* [Exercise objective]: Copy the listing verbatim, excluding any images found in it.

● ● ● ● ●

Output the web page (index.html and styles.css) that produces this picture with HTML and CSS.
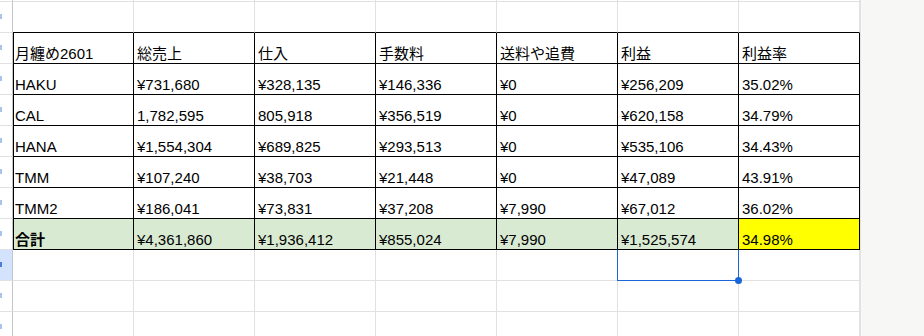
FILE: index.html
```html
<!DOCTYPE html>
<html lang="ja">
<head>
<meta charset="utf-8">
<title>月纏め2601</title>
<link rel="stylesheet" href="styles.css">
</head>
<body>
<div class="screen">
  <div class="sheet">
    <div class="rh top"></div><div class="c top"></div><div class="c top"></div><div class="c top"></div><div class="c top"></div><div class="c top"></div><div class="c top"></div><div class="c top"></div>

    <div class="rh"><span class="num"></span></div><div class="c above"></div><div class="c above"></div><div class="c above"></div><div class="c above"></div><div class="c above"></div><div class="c above"></div><div class="c above"></div>

    <div class="rh"><span class="num"></span></div><div class="c t first">月纏め2601</div><div class="c t">総売上</div><div class="c t">仕入</div><div class="c t">手数料</div><div class="c t">送料や追費</div><div class="c t">利益</div><div class="c t">利益率</div>

    <div class="rh"><span class="num"></span></div><div class="c t first">HAKU</div><div class="c t">¥731,680</div><div class="c t">¥328,135</div><div class="c t">¥146,336</div><div class="c t">¥0</div><div class="c t">¥256,209</div><div class="c t">35.02%</div>

    <div class="rh"><span class="num"></span></div><div class="c t first">CAL</div><div class="c t">1,782,595</div><div class="c t">805,918</div><div class="c t">¥356,519</div><div class="c t">¥0</div><div class="c t">¥620,158</div><div class="c t">34.79%</div>

    <div class="rh"><span class="num"></span></div><div class="c t first">HANA</div><div class="c t">¥1,554,304</div><div class="c t">¥689,825</div><div class="c t">¥293,513</div><div class="c t">¥0</div><div class="c t">¥535,106</div><div class="c t">34.43%</div>

    <div class="rh"><span class="num"></span></div><div class="c t first">TMM</div><div class="c t">¥107,240</div><div class="c t">¥38,703</div><div class="c t">¥21,448</div><div class="c t">¥0</div><div class="c t">¥47,089</div><div class="c t">43.91%</div>

    <div class="rh"><span class="num"></span></div><div class="c t first">TMM2</div><div class="c t">¥186,041</div><div class="c t">¥73,831</div><div class="c t">¥37,208</div><div class="c t">¥7,990</div><div class="c t">¥67,012</div><div class="c t">36.02%</div>

    <div class="rh"><span class="num"></span></div><div class="c t first total bold">合計</div><div class="c t total">¥4,361,860</div><div class="c t total">¥1,936,412</div><div class="c t total">¥855,024</div><div class="c t total">¥7,990</div><div class="c t total">¥1,525,574</div><div class="c t yellow">34.98%</div>

    <div class="rh sel"><span class="num"></span></div><div class="c"></div><div class="c"></div><div class="c"></div><div class="c"></div><div class="c"></div><div class="c active"><span class="sel-box"></span><span class="handle"></span></div><div class="c"></div>

    <div class="rh"><span class="num"></span></div><div class="c"></div><div class="c"></div><div class="c"></div><div class="c"></div><div class="c"></div><div class="c"></div><div class="c"></div>

    <div class="rh"><span class="num"></span></div><div class="c"></div><div class="c"></div><div class="c"></div><div class="c"></div><div class="c"></div><div class="c"></div><div class="c"></div>
  </div>
  <div class="panel"></div>
</div>
</body>
</html>
```

FILE: styles.css
```css
html, body {
  margin: 0;
  padding: 0;
  background: #ffffff;
}

body {
  font-family: "Liberation Sans", Arial, "Noto Sans CJK JP", sans-serif;
  font-size: 15px;
  color: #000000;
  overflow: hidden;
}

.screen {
  display: flex;
  width: 924px;
  height: 336px;
  overflow: hidden;
}

.sheet {
  flex: 0 0 860px;
  display: grid;
  grid-template-columns: 13px repeat(7, 121px);
  grid-template-rows: 2px;
  grid-auto-rows: 31px;
  align-content: start;
  background: #ffffff;
}

.panel {
  flex: 1;
  background: #f7f8f6;
  border-left: 1px solid #e3e3e3;
}

.rh {
  position: relative;
  box-sizing: border-box;
  border-right: 1px solid #c4c7c5;
  border-bottom: 1px solid #e1e1e1;
  background: #ffffff;
}

.rh.sel {
  background: #d3e3fd;
}

.num {
  position: absolute;
  left: 0;
  top: 12px;
  width: 2px;
  height: 5px;
  background: #a9c4ea;
}

.rh.sel .num {
  background: #4a7fd6;
}

.c {
  position: relative;
  box-sizing: border-box;
  border-right: 1px solid #e1e1e1;
  border-bottom: 1px solid #e1e1e1;
  padding: 0 3px 1px 3px;
  display: flex;
  align-items: flex-end;
  white-space: nowrap;
  line-height: 17px;
}

.c.above {
  border-bottom-color: #000000;
}

.c.t {
  border-right-color: #000000;
  border-bottom-color: #000000;
}

.c.first {
  box-shadow: inset 1px 0 0 #000000;
  padding-left: 2px;
}

.c.total {
  background: #d9ead3;
}

.c.yellow {
  background: #ffff00;
}

.bold {
  font-weight: bold;
}

.c.active {
  z-index: 2;
}

.sel-box {
  position: absolute;
  left: -1px;
  top: -1px;
  right: -1px;
  bottom: -1px;
  border: 1px solid #1a66d8;
  border-top-color: transparent;
}

.handle {
  position: absolute;
  right: -4px;
  bottom: -4px;
  width: 7px;
  height: 7px;
  border-radius: 50%;
  background: #1a66d8;
}
```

● ● ● ● ●

* [Solution for this problem]:
Output the web page (index.html and styles.css) that produces this picture with HTML and CSS.
FILE: index.html
```html
<!DOCTYPE html>
<html lang="ja">
<head>
<meta charset="utf-8">
<title>月纏め2601</title>
<link rel="stylesheet" href="styles.css">
</head>
<body>
<div class="screen">
  <div class="sheet">
    <div class="rh top"></div><div class="c top"></div><div class="c top"></div><div class="c top"></div><div class="c top"></div><div class="c top"></div><div class="c top"></div><div class="c top"></div>

    <div class="rh"><span class="num"></span></div><div class="c above"></div><div class="c above"></div><div class="c above"></div><div class="c above"></div><div class="c above"></div><div class="c above"></div><div class="c above"></div>

    <div class="rh"><span class="num"></span></div><div class="c t first">月纏め2601</div><div class="c t">総売上</div><div class="c t">仕入</div><div class="c t">手数料</div><div class="c t">送料や追費</div><div class="c t">利益</div><div class="c t">利益率</div>

    <div class="rh"><span class="num"></span></div><div class="c t first">HAKU</div><div class="c t">¥731,680</div><div class="c t">¥328,135</div><div class="c t">¥146,336</div><div class="c t">¥0</div><div class="c t">¥256,209</div><div class="c t">35.02%</div>

    <div class="rh"><span class="num"></span></div><div class="c t first">CAL</div><div class="c t">1,782,595</div><div class="c t">805,918</div><div class="c t">¥356,519</div><div class="c t">¥0</div><div class="c t">¥620,158</div><div class="c t">34.79%</div>

    <div class="rh"><span class="num"></span></div><div class="c t first">HANA</div><div class="c t">¥1,554,304</div><div class="c t">¥689,825</div><div class="c t">¥293,513</div><div class="c t">¥0</div><div class="c t">¥535,106</div><div class="c t">34.43%</div>

    <div class="rh"><span class="num"></span></div><div class="c t first">TMM</div><div class="c t">¥107,240</div><div class="c t">¥38,703</div><div class="c t">¥21,448</div><div class="c t">¥0</div><div class="c t">¥47,089</div><div class="c t">43.91%</div>

    <div class="rh"><span class="num"></span></div><div class="c t first">TMM2</div><div class="c t">¥186,041</div><div class="c t">¥73,831</div><div class="c t">¥37,208</div><div class="c t">¥7,990</div><div class="c t">¥67,012</div><div class="c t">36.02%</div>

    <div class="rh"><span class="num"></span></div><div class="c t first total bold">合計</div><div class="c t total">¥4,361,860</div><div class="c t total">¥1,936,412</div><div class="c t total">¥855,024</div><div class="c t total">¥7,990</div><div class="c t total">¥1,525,574</div><div class="c t yellow">34.98%</div>

    <div class="rh sel"><span class="num"></span></div><div class="c"></div><div class="c"></div><div class="c"></div><div class="c"></div><div class="c"></div><div class="c active"><span class="sel-box"></span><span class="handle"></span></div><div class="c"></div>

    <div class="rh"><span class="num"></span></div><div class="c"></div><div class="c"></div><div class="c"></div><div class="c"></div><div class="c"></div><div class="c"></div><div class="c"></div>

    <div class="rh"><span class="num"></span></div><div class="c"></div><div class="c"></div><div class="c"></div><div class="c"></div><div class="c"></div><div class="c"></div><div class="c"></div>
  </div>
  <div class="panel"></div>
</div>
</body>
</html>
```

FILE: styles.css
```css
html, body {
  margin: 0;
  padding: 0;
  background: #ffffff;
}

body {
  font-family: "Liberation Sans", Arial, "Noto Sans CJK JP", sans-serif;
  font-size: 15px;
  color: #000000;
  overflow: hidden;
}

.screen {
  display: flex;
  width: 924px;
  height: 336px;
  overflow: hidden;
}

.sheet {
  flex: 0 0 860px;
  display: grid;
  grid-template-columns: 13px repeat(7, 121px);
  grid-template-rows: 2px;
  grid-auto-rows: 31px;
  align-content: start;
  background: #ffffff;
}

.panel {
  flex: 1;
  background: #f7f8f6;
  border-left: 1px solid #e3e3e3;
}

.rh {
  position: relative;
  box-sizing: border-box;
  border-right: 1px solid #c4c7c5;
  border-bottom: 1px solid #e1e1e1;
  background: #ffffff;
}

.rh.sel {
  background: #d3e3fd;
}

.num {
  position: absolute;
  left: 0;
  top: 12px;
  width: 2px;
  height: 5px;
  background: #a9c4ea;
}

.rh.sel .num {
  background: #4a7fd6;
}

.c {
  position: relative;
  box-sizing: border-box;
  border-right: 1px solid #e1e1e1;
  border-bottom: 1px solid #e1e1e1;
  padding: 0 3px 1px 3px;
  display: flex;
  align-items: flex-end;
  white-space: nowrap;
  line-height: 17px;
}

.c.above {
  border-bottom-color: #000000;
}

.c.t {
  border-right-color: #000000;
  border-bottom-color: #000000;
}

.c.first {
  box-shadow: inset 1px 0 0 #000000;
  padding-left: 2px;
}

.c.total {
  background: #d9ead3;
}

.c.yellow {
  background: #ffff00;
}

.bold {
  font-weight: bold;
}

.c.active {
  z-index: 2;
}

.sel-box {
  position: absolute;
  left: -1px;
  top: -1px;
  right: -1px;
  bottom: -1px;
  border: 1px solid #1a66d8;
  border-top-color: transparent;
}

.handle {
  position: absolute;
  right: -4px;
  bottom: -4px;
  width: 7px;
  height: 7px;
  border-radius: 50%;
  background: #1a66d8;
}
```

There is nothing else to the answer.